C'est ainsi qu'un office religieux se déroule sur le quai avec tout le
cérémonial marquisien qui l'accompagne : prières, percussions, guitares,
conques et chants repris à l'unisson par tous les fidèles rassemblés sur le
quai. Ces chants sont particulièrement impressionnants de force et de ferveur
collective. Des passagers se sont mêlés aux habitants. Nous voyons et écoutons
cela depuis la plus basse coursive de l'Aranui. Prenant !

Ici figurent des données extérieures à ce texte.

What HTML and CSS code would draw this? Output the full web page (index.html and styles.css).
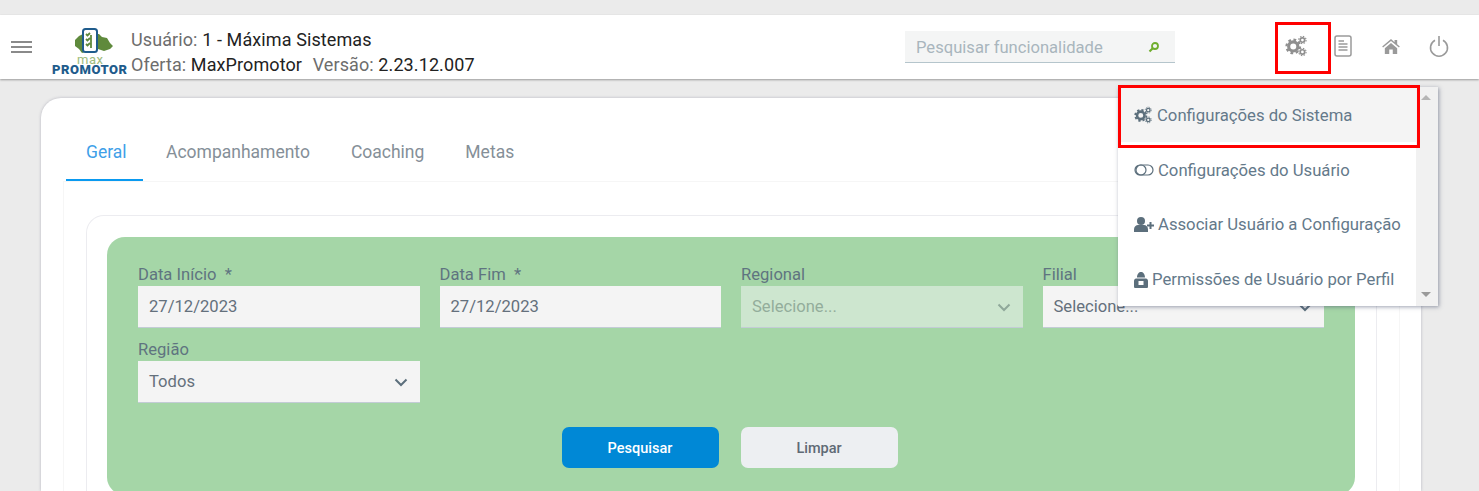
FILE: index.html
```html
<!DOCTYPE html>
<html lang="pt-BR">
<head>
  <meta charset="UTF-8">
  <title>MaxPromotor</title>
  <link rel="stylesheet" href="styles.css">
</head>
<body>
  <svg class="defs" width="0" height="0">
    <symbol id="gears" viewBox="0 0 24 24">
      <circle cx="9" cy="12.5" r="5" fill="none" stroke="currentColor" stroke-width="3.4"/>
      <circle cx="9" cy="12.5" r="7.4" fill="none" stroke="currentColor" stroke-width="2.4" stroke-dasharray="3 2.81"/>
      <circle cx="19" cy="5.5" r="2.4" fill="none" stroke="currentColor" stroke-width="1.8"/>
      <circle cx="19" cy="5.5" r="4" fill="none" stroke="currentColor" stroke-width="1.2" stroke-dasharray="1.6 1.54"/>
      <circle cx="19" cy="18.5" r="2.4" fill="none" stroke="currentColor" stroke-width="1.8"/>
      <circle cx="19" cy="18.5" r="4" fill="none" stroke="currentColor" stroke-width="1.2" stroke-dasharray="1.6 1.54"/>
    </symbol>
    <symbol id="chevron" viewBox="0 0 14 9">
      <path d="M1.5 1.5 7 7l5.500-5.500" fill="none" stroke="currentColor" stroke-width="2"/>
    </symbol>
  </svg>

  <header class="topbar">
    <div class="burger"><span></span><span></span><span></span></div>
    <svg class="logo" width="76" height="48" viewBox="0 0 76 48">
      <path d="M23 12l4-4 4-2h16l3 3 5 1 3 5 3 3-3 3-6 2-6-2-2 3H33l-3 1-3-4-4-3z" fill="#5f8a3c"/>
      <rect x="31" y="1" width="14" height="23" rx="2.500" fill="#fff" stroke="#1f5c8c" stroke-width="2"/>
      <path d="M34 6l1.500 1.500L38 5M34 11l1.500 1.500L38 10M34 16l1.500 1.500L38 15M39 7v13" fill="none" stroke="#5f8a3c" stroke-width="1.800"/>
      <text class="logo-text"><tspan class="logo-max" x="25" y="36" textLength="26">max</tspan><tspan class="logo-name" x="0" y="46" textLength="75">PROMOTOR</tspan></text>
    </svg>
    <div class="session">
      <p>Usuário: <b>1 - Máxima Sistemas</b></p>
      <p>Oferta: <b>MaxPromotor</b> <span class="version">Versão: <b>2.23.12.007</b></span></p>
    </div>
    <div class="search">
      <span>Pesquisar funcionalidade</span>
      <svg width="12" height="12" viewBox="0 0 12 12">
        <circle cx="7" cy="5" r="3" fill="none" stroke="#6fae2d" stroke-width="1.800"/>
        <path d="M5 7 1.500 10.500" stroke="#6fae2d" stroke-width="2.200"/>
      </svg>
    </div>
    <nav class="actions">
      <div class="action action-marked">
        <svg width="22" height="22"><use href="#gears"/></svg>
      </div>
      <div class="action">
        <svg width="18" height="22" viewBox="0 0 18 22">
          <rect x="1" y="1" width="16" height="20" rx="2" fill="none" stroke="currentColor" stroke-width="1.500"/>
          <path d="M4.500 6H10M4.500 9h9M4.500 12h9M4.500 15h9" stroke="currentColor" stroke-width="1.500"/>
        </svg>
      </div>
      <div class="action">
        <svg width="18" height="15" viewBox="0 0 20 17">
          <path d="M10 0 0 8.500l1 1.200L10 2.300l9 7.400 1-1.200-3-2.500V1h-3v2.800zM3 10.500V17h5v-5h4v5h5v-6.500L10 4.500z" fill="currentColor"/>
        </svg>
      </div>
      <div class="action">
        <svg width="20" height="21" viewBox="0 0 20 21">
          <path d="M6 4.200a8.500 8.500 0 1 0 8 0M10 0v10" fill="none" stroke="currentColor" stroke-width="1.600"/>
        </svg>
      </div>
    </nav>
  </header>

  <ul class="menu">
    <li class="menu-item menu-item-marked">
      <svg width="18" height="18"><use href="#gears"/></svg>Configurações do Sistema
    </li>
    <li class="menu-item">
      <svg width="20" height="12" viewBox="0 0 20 12">
        <rect x="1" y="1" width="18" height="10" rx="5" fill="none" stroke="currentColor" stroke-width="1.200"/>
        <circle cx="7" cy="6" r="5" fill="none" stroke="currentColor" stroke-width="1.200"/>
      </svg>Configurações do Usuário
    </li>
    <li class="menu-item">
      <svg width="20" height="15" viewBox="0 0 20 15">
        <circle cx="7" cy="4" r="4" fill="currentColor"/>
        <path d="M0 15v-2.500C0 9.500 2 8 4 8h6c2 0 4 1.500 4 4.500V15z" fill="currentColor"/>
        <path d="M13 8.500h7M16.500 5v7" stroke="currentColor" stroke-width="2"/>
      </svg>Associar Usuário a Configuração
    </li>
    <li class="menu-item">
      <svg width="14" height="16" viewBox="0 0 14 16">
        <path d="M3 5.500C3 2 5 0 7 0s4 2 4 5.500zM2 6.500h10c1 0 2 1 2 2.500v5.500c0 1-.5 1.500-1.500 1.500h-11C.5 16 0 15.500 0 14.500V9c0-1.500 1-2.500 2-2.500z" fill="currentColor"/>
        <rect x="4.500" y="9" width="5" height="4" fill="#fff"/>
      </svg>Permissões de Usuário por Perfil
    </li>
    <li class="menu-scroll"><i class="arrow-up"></i><i class="arrow-down"></i></li>
  </ul>

  <main class="card">
    <div class="tabs">
      <a class="tab tab-active">Geral</a>
      <a class="tab">Acompanhamento</a>
      <a class="tab">Coaching</a>
      <a class="tab">Metas</a>
    </div>
    <section class="pane">
      <div class="inner">
        <form class="filters">
          <div class="fields">
            <div class="field">
              <label>Data Início&nbsp; *</label>
              <div class="control">27/12/2023</div>
            </div>
            <div class="field">
              <label>Data Fim&nbsp; *</label>
              <div class="control">27/12/2023</div>
            </div>
            <div class="field">
              <label>Regional</label>
              <div class="control control-disabled">Selecione...
                <svg width="14" height="9"><use href="#chevron"/></svg>
              </div>
            </div>
            <div class="field">
              <label>Filial</label>
              <div class="control">Selecione...
                <svg width="14" height="9"><use href="#chevron"/></svg>
              </div>
            </div>
            <div class="field">
              <label>Região</label>
              <div class="control">Todos
                <svg width="14" height="9"><use href="#chevron"/></svg>
              </div>
            </div>
          </div>
          <div class="buttons">
            <button type="button" class="btn btn-primary">Pesquisar</button>
            <button type="button" class="btn">Limpar</button>
          </div>
        </form>
      </div>
    </section>
  </main>
</body>
</html>
```

FILE: styles.css
```css
* {
  box-sizing: border-box;
}

html, body {
  height: 491px;
  overflow: hidden;
}

body {
  margin: 0;
  padding-top: 15px;
  position: relative;
  background-color: #ebebeb;
  font-family: Roboto, "Liberation Sans", sans-serif;
  color: #6b7b86;
}

.defs {
  position: absolute;
}

.topbar {
  height: 64px;
  display: flex;
  align-items: center;
  background-color: #fff;
  box-shadow: 0 1px 2px rgba(0, 0, 0, 0.35);
  position: relative;
  z-index: 2;
}

.burger {
  width: 21px;
  margin-left: 11px;
  display: flex;
  flex-direction: column;
  gap: 3px;
}

.burger span {
  height: 2px;
  background-color: #8a8a8a;
}

.logo {
  flex: none;
  margin: 10px 0 0 20px;
}

.logo-text {
  font-size: 13px;
}

.logo-max {
  fill: #9dbb7c;
}

.logo-name {
  font-weight: 900;
  fill: #1f5c8c;
}

.session {
  margin-left: 3px;
  padding-top: 10px;
  font-size: 18px;
  letter-spacing: 0.1px;
  color: #6d6d6d;
}

.session p {
  margin: 0;
  line-height: 25px;
}

.session b {
  font-weight: 400;
  color: #222;
}

.version {
  margin-left: 6px;
}

.search {
  width: 270px;
  height: 32px;
  margin-left: auto;
  margin-top: -1px;
  padding: 2px 15px 0 11px;
  display: flex;
  align-items: center;
  justify-content: space-between;
  background-color: #f4f5f5;
  border-bottom: 1px solid #b5c5cc;
  font-size: 16.6px;
  color: #a9b5bd;
}

.actions {
  display: flex;
  align-items: center;
  width: 304px;
  padding-left: 96px;
}

.action {
  width: 48px;
  height: 52px;
  margin-top: -2px;
  flex: none;
  display: flex;
  align-items: center;
  justify-content: center;
  color: #9a9a9a;
}

.action-marked {
  width: 56px;
  margin: 2px -12px 0 4px;
  padding: 0 0 4px 7px;
  justify-content: flex-start;
  border: 3px solid #f00;
  color: #8f8f8f;
}

.menu {
  position: absolute;
  top: 87px;
  left: 1118px;
  width: 320px;
  height: 219px;
  margin: 0;
  padding: 0 22px 0 0;
  list-style: none;
  background-color: #fff;
  box-shadow: 1px 1px 4px rgba(60, 70, 100, 0.5);
  z-index: 3;
  font-size: 16.7px;
  color: #64798a;
}

.menu-item {
  height: 54.75px;
  padding: 2px 0 0 16px;
  display: flex;
  align-items: center;
  gap: 4px;
  white-space: nowrap;
}

.menu-item svg {
  flex: none;
  color: #5c6f7c;
}

.menu-item-marked {
  gap: 5px;
  background-color: #f4f4f4;
  position: relative;
}

.menu-item-marked::after {
  content: "";
  position: absolute;
  top: -2px;
  left: 0;
  right: -4px;
  bottom: -6px;
  border: 3px solid #f00;
  z-index: 1;
}

.menu-scroll {
  position: absolute;
  top: 0;
  right: 0;
  bottom: 0;
  width: 22px;
  background-color: #f1f1f1;
}

.arrow-up, .arrow-down {
  position: absolute;
  left: 5px;
  border-left: 5px solid transparent;
  border-right: 5px solid transparent;
}

.arrow-up {
  top: 8px;
  border-bottom: 5px solid #b5b5b5;
}

.arrow-down {
  bottom: 9px;
  border-top: 5px solid #9a9a9a;
}

.card {
  width: 1380px;
  height: 393px;
  margin: 19px 0 0 41px;
  padding: 32px 21px 0 22px;
  background-color: #fff;
  border-radius: 20px 20px 0 0;
  box-shadow: 0 0 3px rgba(80, 80, 110, 0.35);
  overflow: hidden;
}

.tabs {
  display: flex;
  gap: 1px;
  padding-left: 3px;
}

.tab {
  height: 51px;
  padding: 10px 20px 0;
  font-size: 17.5px;
  line-height: 24px;
  color: #858f98;
}

.tab-active {
  width: 77px;
  margin-right: 2px;
  color: #3f9fe8;
  border-bottom: 2px solid #0a9af0;
}

.pane {
  height: 310px;
  padding: 33px 22px 0;
  border: 1px solid #f6f6f6;
  border-bottom: 0;
  overflow: hidden;
}

.inner {
  height: 290px;
  padding: 21px 21px 0 20px;
  border: 1px solid #ececf0;
  border-bottom: 0;
  border-radius: 18px 18px 0 0;
}

.filters {
  height: 258px;
  padding: 27px 31px 0;
  background-color: #a5d6a7;
  border-radius: 18px;
}

.fields {
  display: grid;
  grid-template-columns: repeat(4, 1fr);
  column-gap: 20px;
  row-gap: 11px;
}

.field label {
  display: block;
  font-size: 16.6px;
  line-height: 22px;
  color: #5f7480;
}

.control {
  height: 42px;
  padding: 0 11px;
  display: flex;
  align-items: center;
  justify-content: space-between;
  background-color: #f4f4f4;
  border-bottom: 1px solid #c3ccd6;
  font-size: 16.6px;
  color: #64707c;
}

.control svg {
  color: #5c6f7c;
  margin: 2px 1px 0 0;
}

.control-disabled {
  background-color: #cde6cf;
  color: #93ad9b;
}

.control-disabled svg {
  color: #8fa89a;
}

.buttons {
  display: flex;
  justify-content: center;
  gap: 22px;
  margin-top: 24px;
  padding-right: 3px;
}

.btn {
  width: 157px;
  height: 41px;
  padding-top: 2px;
  border: none;
  border-radius: 7px;
  background-color: #edeff2;
  font-family: Roboto, "Liberation Sans", sans-serif;
  font-size: 14.5px;
  font-weight: 500;
  color: #5f6a75;
}

.btn-primary {
  background-color: #0088d6;
  color: #fff;
}
```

Ferveur sur le quai de l'Aranui |
L'Aranui est tellement important aux yeux
des Marquisiens qu'il a même fait l'objet d'une intention de prière durant
l'office… C'est dire ! L'Aranui et ses marchandises sont la vie même des
Marquisiens. Cela méritait bien une bénédiction !

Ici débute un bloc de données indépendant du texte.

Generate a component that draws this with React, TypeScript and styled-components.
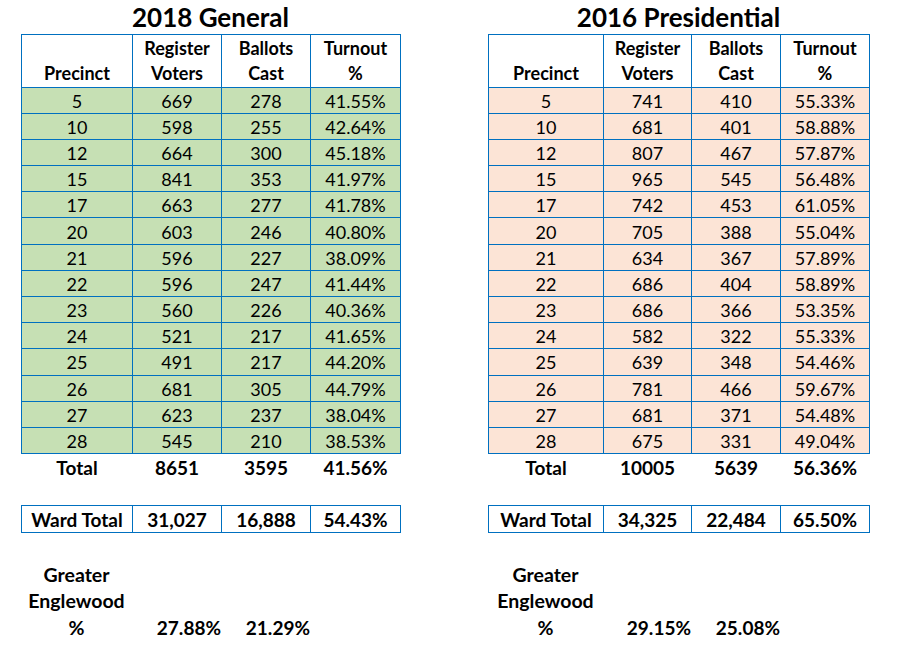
import React from "react";
import styled, { createGlobalStyle } from "styled-components";

const GlobalStyle = createGlobalStyle`
  body {
    margin: 0;
    background: #fff;
    font-family: Lato, "Open Sans", sans-serif;
    color: #000;
  }
`;

type Row = [string, string, string, string];

type Election = {
  title: string;
  fill: string;
  cols: number[];
  rows: Row[];
  total: Row;
  ward: Row;
  greater: [string, string];
};

const elections: Election[] = [
  {
    title: "2018 General",
    fill: "#c6e0b4",
    cols: [111, 89, 89, 90],
    rows: [
      ["5", "669", "278", "41.55%"],
      ["10", "598", "255", "42.64%"],
      ["12", "664", "300", "45.18%"],
      ["15", "841", "353", "41.97%"],
      ["17", "663", "277", "41.78%"],
      ["20", "603", "246", "40.80%"],
      ["21", "596", "227", "38.09%"],
      ["22", "596", "247", "41.44%"],
      ["23", "560", "226", "40.36%"],
      ["24", "521", "217", "41.65%"],
      ["25", "491", "217", "44.20%"],
      ["26", "681", "305", "44.79%"],
      ["27", "623", "237", "38.04%"],
      ["28", "545", "210", "38.53%"],
    ],
    total: ["Total", "8651", "3595", "41.56%"],
    ward: ["Ward Total", "31,027", "16,888", "54.43%"],
    greater: ["27.88%", "21.29%"],
  },
  {
    title: "2016 Presidential",
    fill: "#fce4d6",
    cols: [115, 88, 89, 89],
    rows: [
      ["5", "741", "410", "55.33%"],
      ["10", "681", "401", "58.88%"],
      ["12", "807", "467", "57.87%"],
      ["15", "965", "545", "56.48%"],
      ["17", "742", "453", "61.05%"],
      ["20", "705", "388", "55.04%"],
      ["21", "634", "367", "57.89%"],
      ["22", "686", "404", "58.89%"],
      ["23", "686", "366", "53.35%"],
      ["24", "582", "322", "55.33%"],
      ["25", "639", "348", "54.46%"],
      ["26", "781", "466", "59.67%"],
      ["27", "681", "371", "54.48%"],
      ["28", "675", "331", "49.04%"],
    ],
    total: ["Total", "10005", "5639", "56.36%"],
    ward: ["Ward Total", "34,325", "22,484", "65.50%"],
    greater: ["29.15%", "25.08%"],
  },
];

const Page = styled.div`
  display: flex;
  gap: 88px;
  padding-left: 21px;
`;

const Panel = styled.section`
  display: flex;
  flex-direction: column;
`;

const Title = styled.h1`
  margin: 0;
  height: 34px;
  line-height: 35px;
  font-size: 26px;
  font-weight: 700;
  text-align: center;
`;

const Table = styled.table`
  border-collapse: collapse;
  table-layout: fixed;
  font-size: 18px;
`;

const HeadCell = styled.th`
  height: 50.5px;
  padding: 0 0 1px;
  border: 1px solid #0070c0;
  vertical-align: bottom;
  line-height: 25px;
  font-size: 18px;
  font-weight: 700;
  text-align: center;
`;

const DataRow = styled.tr<{ $fill: string }>`
  background: ${(p) => p.$fill};
`;

const Cell = styled.td`
  height: 24.2px;
  padding: 1px 0 0;
  border: 1px solid #0070c0;
  line-height: 24px;
  text-align: center;
`;

const TotalCell = styled.td`
  height: 28px;
  padding: 0;
  line-height: 28px;
  font-size: 19px;
  font-weight: 700;
  text-align: center;
`;

const WardTable = styled(Table)`
  margin-top: 23px;
`;

const WardCell = styled.td`
  height: 26px;
  padding: 0;
  border: 1px solid #0070c0;
  line-height: 25px;
  font-size: 19px;
  font-weight: 700;
  text-align: center;
`;

const Greater = styled.div<{ $cols: string }>`
  display: grid;
  grid-template-columns: ${(p) => p.$cols};
  align-items: end;
  margin-top: 29px;
  font-size: 19.5px;
  font-weight: 700;
  line-height: 26.3px;
`;

const GreaterLabel = styled.div`
  text-align: center;
`;

const GreaterValue = styled.div`
  text-align: right;
  font-size: 19px;
`;

const headers = [
  ["Precinct"],
  ["Register", "Voters"],
  ["Ballots", "Cast"],
  ["Turnout", "%"],
];

const ElectionPanel = ({ e }: { e: Election }) => {
  const width = e.cols.reduce((a, b) => a + b, 0);
  const colgroup = (
    <colgroup>
      {e.cols.map((c, i) => (
        <col key={i} style={{ width: c }} />
      ))}
    </colgroup>
  );

  return (
    <Panel style={{ width }}>
      <Title>{e.title}</Title>
      <Table style={{ width }}>
        {colgroup}
        <thead>
          <tr>
            {headers.map((h, i) => (
              <HeadCell key={i}>
                {h.map((line, j) => (
                  <div key={j}>{line}</div>
                ))}
              </HeadCell>
            ))}
          </tr>
        </thead>
        <tbody>
          {e.rows.map((r) => (
            <DataRow key={r[0]} $fill={e.fill}>
              {r.map((v, i) => (
                <Cell key={i}>{v}</Cell>
              ))}
            </DataRow>
          ))}
          <tr>
            {e.total.map((v, i) => (
              <TotalCell key={i}>{v}</TotalCell>
            ))}
          </tr>
        </tbody>
      </Table>
      <WardTable style={{ width }}>
        {colgroup}
        <tbody>
          <tr>
            {e.ward.map((v, i) => (
              <WardCell key={i}>{v}</WardCell>
            ))}
          </tr>
        </tbody>
      </WardTable>
      <Greater $cols={e.cols.map((c) => `${c}px`).join(" ")}>
        <GreaterLabel>
          Greater
          <br />
          Englewood
          <br />%
        </GreaterLabel>
        <GreaterValue>{e.greater[0]}</GreaterValue>
        <GreaterValue>{e.greater[1]}</GreaterValue>
      </Greater>
    </Panel>
  );
};

const App = () => (
  <>
    <GlobalStyle />
    <Page>
      {elections.map((e) => (
        <ElectionPanel key={e.title} e={e} />
      ))}
    </Page>
  </>
);

export default App;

En quittant la dernière escale marquisienne |
Le bateau largue les amarres dès la fin
de la cérémonie et entame un savant demi-tour en marche arrière pour sortir du
port. Ua Pou est la dernière étape de ce périple marquisien. L'Aranui contourne
l'île avant de mettre le cap vers le sud-ouest et entamer le retour vers
Tahiti. Bon nombre de passagers s'attardent sur les ponts ou les coursives, et
contemplent Ua Pou qui s'éloigne dans le sillage.
Derniers regards vers les Îles Marquises |
Derrière nous, la côte s'estompe
lentement alors que le jour décline. A l'arrière du pont piscine, nous sommes
plusieurs passagers accoudés au bastingage, silencieux. On devine les regrets de
chacun d'avoir dû quitter les Marquises un peu trop vite.
Les Marquises, c'est fini ! La prochaine
escale aux Tuamotu, dans trente-six heures, est comme un sursis dans ce retour
vers Papeete.
Après le dîner, je m'accorde quelques
moments à la passerelle. Il fait nuit noire, l'océan est vide, pas la moindre
lumière à l'horizon. L'Aranui taille sa route : cap au 233, vitesse 13.5 nœuds,
et 560 milles à parcourir entre Ua Pou et Rangiroa (Tuamotu).
A cette heure, c'est le lieutenant
sécurité qui est de quart avec un veilleur. Le lieutenant est polynésien,
originaire des Iles Australes, loin au sud de Tahiti. Son cursus maritime lui a
fait découvrir Nantes et Saint-Malo. Confronté aux rigueurs de la Manche sur
les ferries, il a préféré revenir en Polynésie.
Et puis cette nuit, il faut remettre
toutes les pendules à l'heure de Tahiti : UTC-10:00.